As unsatisfying as it is to admit, the Sounders’ luck also took a turn for the better. The team’s first penalty came on July 15 and they finished the season tied for the sixth-most (5). They also tied for the most own-goals for with three. Only Atlanta United (15) had more combined goals through penalties and own-goals. I think there’s a compelling argument to be made that the Sounders’ made their own luck to get those eight goals, but there’s an element of good fortune nonetheless.

The same can be said about what turned out to be a pretty soft second-half schedule. Even before they closed out the season with six games against teams who didn’t make the playoffs, only six of their previous 11 were against playoff teams. Of those playoff teams, only Atlanta United and Sporting KC were at or near the top of their game when the Sounders faced them.

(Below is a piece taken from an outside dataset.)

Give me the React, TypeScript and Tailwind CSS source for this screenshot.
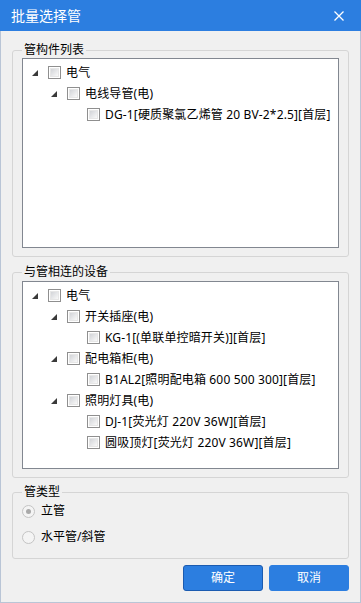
import React from "react";

type Node = { level: 0 | 1 | 2; label: string; expander?: boolean };

const pipeTree: Node[] = [
  { level: 0, label: "电气", expander: true },
  { level: 1, label: "电线导管(电)", expander: true },
  { level: 2, label: "DG-1[硬质聚氯乙烯管 20 BV-2*2.5][首层]" },
];

const deviceTree: Node[] = [
  { level: 0, label: "电气", expander: true },
  { level: 1, label: "开关插座(电)", expander: true },
  { level: 2, label: "KG-1[(单联单控暗开关)][首层]" },
  { level: 1, label: "配电箱柜(电)", expander: true },
  { level: 2, label: "B1AL2[照明配电箱 600 500 300][首层]" },
  { level: 1, label: "照明灯具(电)", expander: true },
  { level: 2, label: "DJ-1[荧光灯 220V 36W][首层]" },
  { level: 2, label: "圆吸顶灯[荧光灯 220V 36W][首层]" },
];

const indent = {
  0: "pl-[9px]",
  1: "pl-[28px]",
  2: "pl-[48px]",
};

function Checkbox() {
  return (
    <span className="flex h-[13px] w-[13px] shrink-0 items-center justify-center border border-[#8f8f8f] bg-white">
      <span className="h-[9px] w-[9px] border border-[#e6e6e6] bg-gradient-to-br from-[#d2d4d8] to-[#f9f9f9]" />
    </span>
  );
}

function TreeRow({ node }: { node: Node }) {
  return (
    <div className={`flex h-[21px] items-center ${indent[node.level]}`}>
      <span className="flex w-[16px] shrink-0 items-center">
        {node.expander && (
          <svg width="6" height="6" viewBox="0 0 6 6" className="mt-[1px]">
            <polygon points="6,0 6,6 0,6" fill="#3a3a3a" />
          </svg>
        )}
      </span>
      <Checkbox />
      <span className="ml-[5px] whitespace-nowrap text-[12px] leading-[21px] tracking-[0.15px] text-black">
        {node.label}
      </span>
    </div>
  );
}

function Tree({ nodes, height }: { nodes: Node[]; height: string }) {
  return (
    <div className={`${height} border border-[#828790] bg-white pt-[3px]`}>
      {nodes.map((n, i) => (
        <TreeRow key={i} node={n} />
      ))}
    </div>
  );
}

function Radio({ checked, label }: { checked?: boolean; label: string }) {
  return (
    <div className="flex h-[20px] items-center">
      <span className="flex h-[13px] w-[13px] items-center justify-center rounded-full border border-[#c4c4c4] bg-[#f4f4f4]">
        {checked && <span className="h-[5px] w-[5px] rounded-full bg-[#a9a9a9]" />}
      </span>
      <span className="ml-[6px] text-[12px] leading-[20px] text-black">{label}</span>
    </div>
  );
}

export default function App() {
  return (
    <div
      className="flex h-[603px] w-[361px] flex-col bg-[#f0f0f0]"
      style={{ fontFamily: '"Noto Sans", "Noto Sans CJK SC", sans-serif' }}
    >
      {/* Title bar */}
      <div className="flex h-[31px] shrink-0 items-center justify-between bg-[#2c7ee0] pl-[11px] pr-[17px]">
        <span className="text-[14px] leading-[31px] text-white">批量选择管</span>
        <svg width="10" height="10" viewBox="0 0 10 10">
          <path d="M0.5 0.5 L9.5 9.5 M9.5 0.5 L0.5 9.5" stroke="#ffffff" strokeWidth="1.3" />
        </svg>
      </div>

      {/* Body */}
      <div className="flex flex-1 flex-col border-x border-b border-[#b9c5d6] px-[11px]">
        <fieldset className="mt-[12px] rounded-[3px] border border-[#d5d5d5] px-[9px] pb-[8px]">
          <legend className="px-[2px] text-[12px] leading-[14px] text-black">管构件列表</legend>
          <div className="mt-[1px]">
            <Tree nodes={pipeTree} height="h-[190px]" />
          </div>
        </fieldset>

        <fieldset className="mt-[8px] rounded-[3px] border border-[#d5d5d5] px-[9px] pb-[8px]">
          <legend className="px-[2px] text-[12px] leading-[14px] text-black">与管相连的设备</legend>
          <div className="mt-[2px]">
            <Tree nodes={deviceTree} height="h-[188px]" />
          </div>
        </fieldset>

        <fieldset className="mt-[7px] rounded-[3px] border border-[#d5d5d5] px-[9px] pb-[11px]">
          <legend className="px-[2px] text-[12px] leading-[14px] text-black">管类型</legend>
          <div className="mt-[2px] flex flex-col gap-[6px]">
            <Radio checked label="立管" />
            <Radio label="水平管/斜管" />
          </div>
        </fieldset>

        <div className="mt-[6px] flex justify-end gap-[6px]">
          <button className="h-[26px] w-[80px] rounded-[3px] border border-[#1b5bb0] bg-[#2c7ee0] text-[12px] text-white">
            确定
          </button>
          <button className="h-[26px] w-[80px] rounded-[3px] border border-[#2c7ee0] bg-[#2c7ee0] text-[12px] text-white">
            取消
          </button>
        </div>
      </div>
    </div>
  );
}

I don’t think the schedule should diminish what the Sounders accomplished on aggregate — 59 points is a good total no matter how those points are clustered together or who a team beats — but it might overstate just how dominant they were in the second half.

There’s nothing quite like visiting the Sounders locker room after a road win. Unlike home games, reporters are allowed in while virtually everyone is still there. As is a Sounders tradition, they’ve usually just finished singing their rendition of “Jingle Bells,” often scarfing down a quick postgame meal and wearing smiles that stretch from ear to ear.

The Sounders set a scene like that eight times this year, tied for the second-most in the league.

One of those was in Orlando following a 2-1 win that clinched a record-tying 10th straight postseason appearance.

“I feel a little spoiled just being part of this organization and you know, playing in the playoffs each year,” Roldan said, now almost yelling to be heard in the boisterous locker room. “You know it’s a difficult thing to do, this is a quality organization. We’re very proud of what we’re doing and hopefully we can continue this and from what I hear, beat a record next year and make the playoffs. But it’s about this year and hopefully we can make an impact in the playoffs.”